Posted: Sun 25 Nov, 2007 2:50 pm
by King Harold
Unless it takes the first jump and reads those instruction and them reads the instructions without taking the jump and then having a double instruction on some addresses? (would that happen?)

Posted: Sun 25 Nov, 2007 3:02 pm
by Dwedit
I think the disassembler I made would interpret it as a 3 byte instruction, and set the else label to be relative to an instruction boundary.

Posted: Sun 25 Nov, 2007 6:01 pm
by driesguldolf
Image
PTI is always correct :mrgreen:

j/k, I guess it's disassembler specific :P

Edit:
Image
:? I guess some emulators just don't have it... :P

Posted: Sun 25 Nov, 2007 6:58 pm
by CoBB
driesguldolf wrote:PTI is always correct :mrgreen:
But that’s only possible because the runtime value of PC is available to the emulator, while an offline disassembler won’t be able to analyse the code at such depth. I added that feature to make disassembly more robust (e.g. legitimate instructions can be masqueraded similarly if there are some data bytes before them). The fact that it works for this trick is just a direct consequence of that.

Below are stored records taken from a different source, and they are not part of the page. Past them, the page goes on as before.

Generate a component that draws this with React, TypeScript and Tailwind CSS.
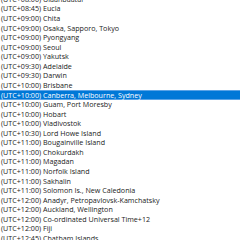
const zones: string[] = [
  "(UTC+08:00) Ulaanbaatar",
  "(UTC+08:45) Eucla",
  "(UTC+09:00) Chita",
  "(UTC+09:00) Osaka, Sapporo, Tokyo",
  "(UTC+09:00) Pyongyang",
  "(UTC+09:00) Seoul",
  "(UTC+09:00) Yakutsk",
  "(UTC+09:30) Adelaide",
  "(UTC+09:30) Darwin",
  "(UTC+10:00) Brisbane",
  "(UTC+10:00) Canberra, Melbourne, Sydney",
  "(UTC+10:00) Guam, Port Moresby",
  "(UTC+10:00) Hobart",
  "(UTC+10:00) Vladivostok",
  "(UTC+10:30) Lord Howe Island",
  "(UTC+11:00) Bougainville Island",
  "(UTC+11:00) Chokurdakh",
  "(UTC+11:00) Magadan",
  "(UTC+11:00) Norfolk Island",
  "(UTC+11:00) Sakhalin",
  "(UTC+11:00) Solomon Is., New Caledonia",
  "(UTC+12:00) Anadyr, Petropavlovsk-Kamchatsky",
  "(UTC+12:00) Auckland, Wellington",
  "(UTC+12:00) Co-ordinated Universal Time+12",
  "(UTC+12:00) Fiji",
  "(UTC+12:45) Chatham Islands",
]

const SELECTED = 10

export default function App() {
  return (
    <div className="h-[240px] w-[240px] overflow-hidden bg-white font-['Open_Sans',sans-serif] text-[7.15px] text-[#222]">
      <ul className="-mt-[5.5px] flex flex-col">
        {zones.map((z, i) => (
          <li
            key={z}
            className={
              i === SELECTED
                ? "flex h-[9.57px] items-center whitespace-nowrap border-y border-[#5aa3e6] bg-[#0078d7] pl-[1px] text-white"
                : "flex h-[9.57px] items-center whitespace-nowrap pl-[1px]"
            }
          >
            {z}
          </li>
        ))}
      </ul>
    </div>
  )
}
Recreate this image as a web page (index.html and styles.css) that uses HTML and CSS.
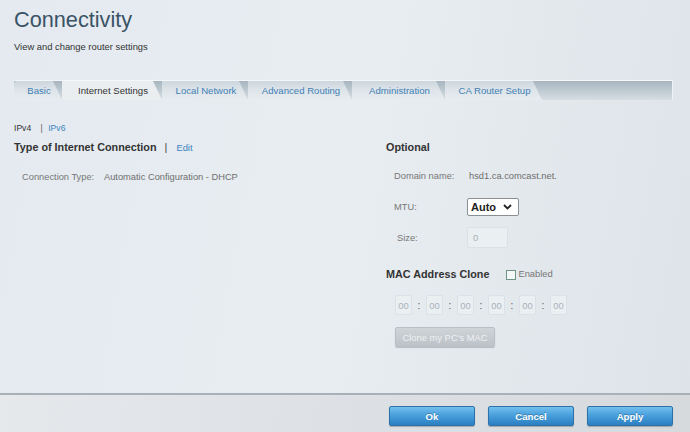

Re: Crazy Z80 optimization trick!

Posted: Tue 27 Nov, 2007 7:56 pm
by qarnos
Dwedit wrote:Instead of branching over the ld a,4 instruction, it now executes a jp nz,XXXX instruction where the XXXX is the two bytes of the next instruction. You already know what the flags will be here, so you can make the jump never taken. You can use this to skip the next two bytes of execution! Who needs to branch over it?
Cool idea, but from all sources I can find (here's one) the JP cc instructions take 10 T-states regardless of whether or not the jump is actually taken, so this trick would be no different, timing wise, than changing JR endif (which takes 12 T-states) to JP endif.

It does, however, save you one byte and 2 clocks over JR endif, and two bytes over JP endif but for the sake of code readability I probably wouldn't bother! :P

Posted: Wed 28 Nov, 2007 6:57 am
by tr1p1ea
Pretty clever trick, would probably only use it in size critical routines however.

Posted: Fri 30 Nov, 2007 8:49 am
by qarnos
Now that I think about it, this idea does offer a time benefit if you are talking about a 1 byte instruction, instead of two.

The JR instruction takes only 7 T-States if the branch isn't taken (presumably because the Z80 doesn't have to add the relative offset to PC).

Compare this code:

Code: Select all

        jp  z, _else    ; [10]
        add hl, bc      ; [11]
        jp  _endif      ; [10]
_else:  add hl, de      ; [11]
_endif:
That takes 31 T-states for if and 21 T-states for else.

Now try this:

Code: Select all

        jp  z, _else    ; [10]
        add hl, bc      ; [11] assume this can't ever carry
        .db $38         ; [7] code for JR, C
_else:  add hl, de      ; [11]

This only takes 28 T-states for if. A small saving, but could be useful in tight loops, and saves 2 bytes!

The only reason not to use this for 1-byte instructions would be code readability and bug safety. Watch those flags!